Objectivism is interesting to contemplate until you encounter a minion from the “cult of Objectivism.”
Libertarian “leaders” always turn out to be psychos or pushed down by the psychos in the movement who think the leader is too weak on libertarian philosophy.
I think Ayn Rand took Objectivism about as far as you can. It does not call for a dictatorship, but you can see one on the horizon.
As a philosopher, I don’t find that Rand has any equals.
— ILC, March 16, 2009
*snicker*
Iggy, sure, let’s quote me if that is what you would enjoy. It’s no problem:
I am afraid, however, that I don’t quite see your point. If you would like to communicate some discussable point, Iggy, you will have to use… you know… *English*. Your big-boy words 😉
Translation: Iggy has forgotten his big-boy words… as he often does. LOL 🙂
Heh – Don’t worry DER, the recent flurry of Rand postings from GPW is unusual and will probably subside. It’s just a bit uncanny how President Obama’s America is coming to resemble Rand’s dystopia.
I agree, ILC. Capitalism needed a moral defense and she provided it when no one else could.

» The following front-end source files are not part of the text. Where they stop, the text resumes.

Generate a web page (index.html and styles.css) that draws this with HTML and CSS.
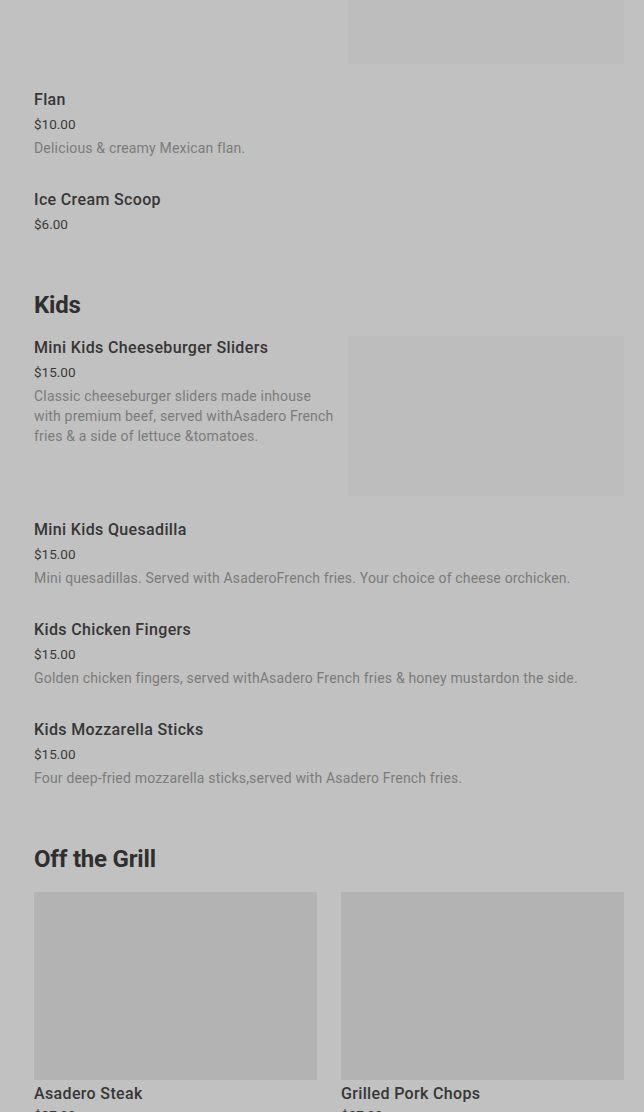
FILE: index.html
```html
<!DOCTYPE html>
<html>
<head>
<meta charset="utf-8">
<link rel="stylesheet" href="styles.css">
</head>
<body>
<main class="menu">
  <div class="item item--scrolled">
    <div class="item-text">
      <div class="item-title">Churros</div>
      <div class="item-price">$10.00</div>
    </div>
    <div class="item-img"></div>
  </div>

  <div class="item">
    <div class="item-text">
      <div class="item-title">Flan</div>
      <div class="item-price">$10.00</div>
      <div class="item-desc">Delicious &amp; creamy Mexican flan.</div>
    </div>
  </div>

  <div class="item">
    <div class="item-text">
      <div class="item-title">Ice Cream Scoop</div>
      <div class="item-price">$6.00</div>
    </div>
  </div>

  <section class="section">
    <h2 class="section-title">Kids</h2>
    <div class="item item--media">
      <div class="item-text">
        <div class="item-title">Mini Kids Cheeseburger Sliders</div>
        <div class="item-price">$15.00</div>
        <div class="item-desc">Classic cheeseburger sliders made inhouse with premium beef, served withAsadero French fries &amp; a side of lettuce &amp;tomatoes.</div>
      </div>
      <div class="item-img"></div>
    </div>
    <div class="item">
      <div class="item-text">
        <div class="item-title">Mini Kids Quesadilla</div>
        <div class="item-price">$15.00</div>
        <div class="item-desc">Mini quesadillas. Served with AsaderoFrench fries. Your choice of cheese orchicken.</div>
      </div>
    </div>
    <div class="item">
      <div class="item-text">
        <div class="item-title">Kids Chicken Fingers</div>
        <div class="item-price">$15.00</div>
        <div class="item-desc">Golden chicken fingers, served withAsadero French fries &amp; honey mustardon the side.</div>
      </div>
    </div>
    <div class="item">
      <div class="item-text">
        <div class="item-title">Kids Mozzarella Sticks</div>
        <div class="item-price">$15.00</div>
        <div class="item-desc">Four deep-fried mozzarella sticks,served with Asadero French fries.</div>
      </div>
    </div>
  </section>

  <section class="section">
    <h2 class="section-title section-title--grid">Off the Grill</h2>
    <div class="grid">
      <div class="card">
        <div class="card-img"></div>
        <div class="item-title">Asadero Steak</div>
        <div class="item-price">$37.00</div>
      </div>
      <div class="card">
        <div class="card-img"></div>
        <div class="item-title">Grilled Pork Chops</div>
        <div class="item-price">$27.00</div>
      </div>
    </div>
  </section>
</main>
</body>
</html>
```

FILE: styles.css
```css
html, body {
  margin: 0;
  padding: 0;
  background: #c1c1c1;
}
body {
  font-family: Roboto, "Liberation Sans", sans-serif;
  color: #333333;
  overflow: hidden;
}
.menu {
  padding: 0 20px 0 34px;
  display: flex;
  flex-direction: column;
}
.item {
  display: flex;
  gap: 12px;
  margin-bottom: 22px;
}
.item--scrolled {
  margin-top: -96px;
  margin-bottom: 25px;
}
.item--scrolled .item-text {
  visibility: hidden;
}
.item--media {
  margin-bottom: 23px;
}
.item--media .item-text {
  padding-top: 1px;
}
.item-text {
  flex: 1;
  min-width: 0;
  display: flex;
  flex-direction: column;
  padding-bottom: 9px;
}
.item-title {
  font-size: 16px;
  line-height: 22px;
  font-weight: 500;
  letter-spacing: 0.35px;
  color: #363636;
}
.item-price {
  margin-top: 3px;
  font-size: 13.5px;
  line-height: 20px;
  color: #3a3a3a;
}
.item-desc {
  margin-top: 4px;
  font-size: 14px;
  line-height: 20px;
  letter-spacing: 0.18px;
  color: #7b7b7b;
}
.item-img {
  width: 276px;
  height: 160px;
  flex-shrink: 0;
  background: #bdbdbd;
}
.section {
  margin-top: 24px;
}
.section-title {
  margin: 0 0 15px;
  font-size: 24px;
  line-height: 32px;
  font-weight: 700;
  letter-spacing: -0.2px;
  color: #2f2f2f;
}
.section-title--grid {
  margin-bottom: 17px;
}
.grid {
  display: grid;
  grid-template-columns: 1fr 1fr;
  gap: 24px;
}
.card {
  display: flex;
  flex-direction: column;
}
.card-img {
  height: 188px;
  background: #b3b3b3;
  margin-bottom: 3px;
}
.card .item-price {
  margin-top: 0;
}
```
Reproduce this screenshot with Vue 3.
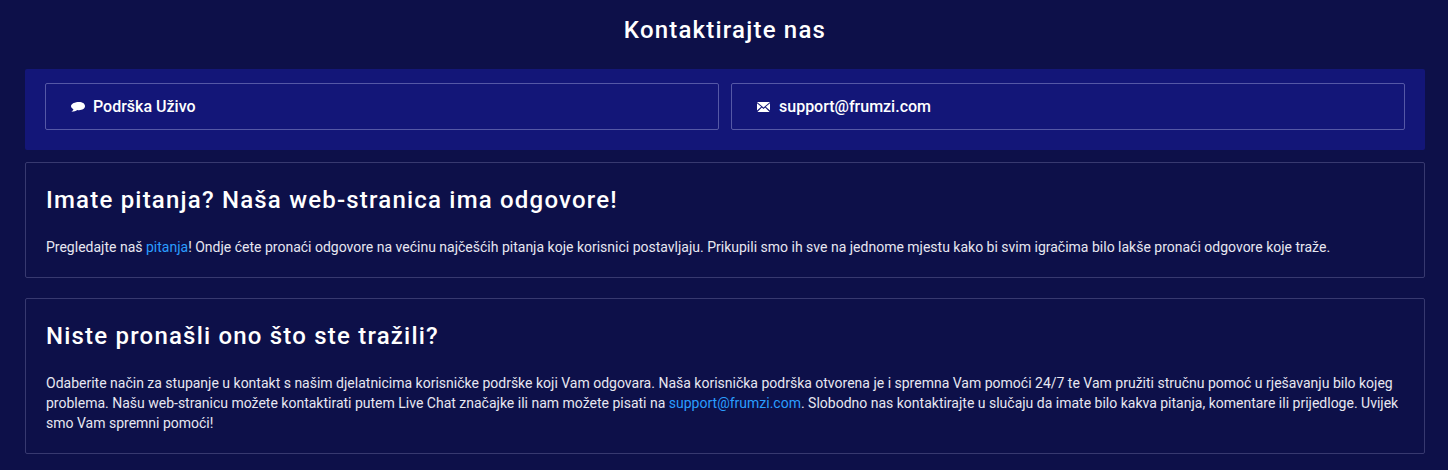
<template>
  <div class="page">
    <h1 class="page-title">Kontaktirajte nas</h1>

    <div class="contact-bar">
      <a class="contact-btn">
        <svg class="icon chat" viewBox="0 0 14 10" width="14" height="10">
          <path d="M8 0C11.5 0 14 1.6 14 4.1C14 6.6 11.5 8.2 8 8.2C7.4 8.2 6.8 8.2 6.2 8C5 9.1 3 9.7 0.3 9.7C1.5 9 2.2 8.1 2.4 7.2C0.9 6.5 0 5.4 0 4.1C0 1.6 4.3 0 8 0Z" fill="#fff" />
        </svg>
        <span>Podrška Uživo</span>
      </a>
      <a class="contact-btn">
        <svg class="icon" viewBox="0 0 13 10" width="13" height="10">
          <path d="M0 0H13L6.5 5.4Z" fill="#fff" />
          <path d="M0 1.3V8.6L4.2 4.8ZM13 1.3V8.6L8.8 4.8ZM0.4 10H12.6L8.1 5.6L6.5 7L4.9 5.6Z" fill="#fff" />
        </svg>
        <span class="mail">support@frumzi.com</span>
      </a>
    </div>

    <section v-for="card in cards" :key="card.title" class="card">
      <h2 class="card-title">{{ card.title }}</h2>
      <p class="card-text">
        <template v-for="part in card.parts" :key="part.text">
          <a v-if="part.link" class="link">{{ part.text }}</a>
          <template v-else>{{ part.text }}</template>
        </template>
      </p>
    </section>
  </div>
</template>

<script setup>
const cards = [
  {
    title: 'Imate pitanja? Naša web-stranica ima odgovore!',
    parts: [
      { text: 'Pregledajte naš ' },
      { text: 'pitanja', link: true },
      { text: '! Ondje ćete pronaći odgovore na većinu najčešćih pitanja koje korisnici postavljaju. Prikupili smo ih sve na jednome mjestu kako bi svim igračima bilo lakše pronaći odgovore koje traže.' }
    ]
  },
  {
    title: 'Niste pronašli ono što ste tražili?',
    parts: [
      { text: 'Odaberite način za stupanje u kontakt s našim djelatnicima korisničke podrške koji Vam odgovara. Naša korisnička podrška otvorena je i spremna Vam pomoći 24/7 te Vam pružiti stručnu pomoć u rješavanju bilo kojeg problema. Našu web-stranicu možete kontaktirati putem Live Chat značajke ili nam možete pisati na ' },
      { text: 'support@frumzi.com', link: true },
      { text: '. Slobodno nas kontaktirajte u slučaju da imate bilo kakva pitanja, komentare ili prijedloge. Uvijek smo Vam spremni pomoći!' }
    ]
  }
]
</script>

<style>
html,
body {
  background: #0d1049;
}
</style>

<style scoped>
.page {
  height: 470px;
  overflow: hidden;
  box-sizing: border-box;
  padding: 15px 23px 0 25px;
  background: #0d1049;
  font-family: Roboto, "Liberation Sans", sans-serif;
  color: #fff;
}

.page-title {
  margin: 0 0 24px;
  height: 30px;
  font-size: 24px;
  line-height: 30px;
  font-weight: 500;
  letter-spacing: 1.2px;
  text-align: center;
}

.contact-bar {
  display: grid;
  grid-template-columns: 1fr 1fr;
  gap: 12px;
  padding: 14px 20px 20px;
  margin-bottom: 12px;
  background: #131678;
  border-radius: 2px;
}

.contact-btn {
  display: flex;
  align-items: center;
  gap: 8px;
  height: 47px;
  box-sizing: border-box;
  padding-left: 25px;
  border: 1px solid #5558a6;
  border-radius: 2px;
  font-size: 16px;
  font-weight: 500;
}

.mail {
  margin-left: 1px;
}

.icon {
  flex-shrink: 0;
}

.chat {
  margin-left: -0.5px;
  margin-right: 0.5px;
}

.card {
  box-sizing: border-box;
  padding: 21px 20px 0;
  margin-bottom: 20px;
  border: 1px solid #37396f;
  border-radius: 2px;
}

.card-title {
  margin: 0 0 21px;
  font-size: 24px;
  line-height: 32px;
  font-weight: 500;
  letter-spacing: 1.2px;
}

.card-text {
  margin: 0 0 20px;
  font-size: 14px;
  line-height: 20px;
  color: #e7e7f1;
}

.link {
  color: #2a9dff;
}
</style>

They say Thomas Edison was a bit of an ass. But I still like them light bulbs.
Saw the funniest comment about Ayn Rand today:
“– There are two novels that can change a bookish fourteen-year old’s life: The Lord of the Rings and Atlas Shrugged. One is a childish fantasy that often engenders a lifelong obsession with its unbelievable heroes, leading to an emotionally stunted, socially crippled adulthood, unable to deal with the real world. The other, of course, involves orcs. ”
http://www.facebook.com/ext/share.php?sid=74020213676&h=rBbRW&u=Mi5GJ&ref=mf
LOL — good stuff, geroge, because it is amusingly and rather sadly true.